Edited by Mark DeLucas

 


Super Tuesday came and went, but the fierce Republican fight for the nomination continues. That means more dirt, more fatigue and even more absurdities.

Super Tuesday was supposed to settle it: the decision as to which Republican would face Barack Obama in November in the race for the White House. But there was nothing super about this Tuesday as far the party was concerned. One candidate won here, another was victorious somewhere else, and the only outcome was that the mudslinging would continue. For conservatives, it was Black Tuesday.

In desperation, the Republican establishment cries out, “Stop it! Make up your minds!” Their actual words were probably more elegant, but they were no less loud for that. Clear a path for the only candidate who has a chance of beating Obama. The candidate that’s the choice of the average moderate American voter. Make way for Mitt Romney!

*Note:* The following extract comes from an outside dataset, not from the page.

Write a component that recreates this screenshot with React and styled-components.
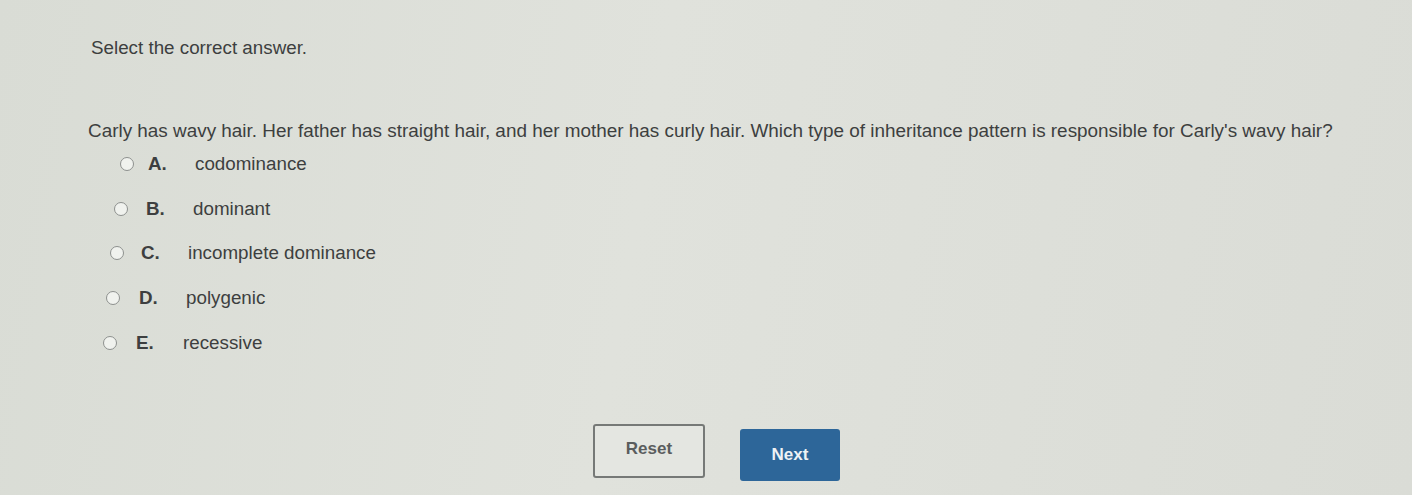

This mega-primary day on which 10 states voted for a candidate clearly shows just how deeply the Republican Party is divided. Moderate voters — those who think the economy is the major issue — are overwhelmingly in favor of pragmatic businessman Mitt Romney, and that’s why he has been considered the front-runner right from the start. But the devoutly religious and the members of the tea party movement, both becoming increasingly radicalized, support the anti-Romney: either the pious Rick Santorum or the arch-conservative Newt Gingrich.

If the delegates won by the anti-Romneys are added together, they nearly equal those delegates won by Romney. It’s Romney’s good fortune that his two main adversaries, encouraged by several electoral victories of their own, aren’t inclined to throw in the towel just yet. That’s why Romney remains the favorite even after Super Tuesday and despite the fact that half his own party can’t stand him.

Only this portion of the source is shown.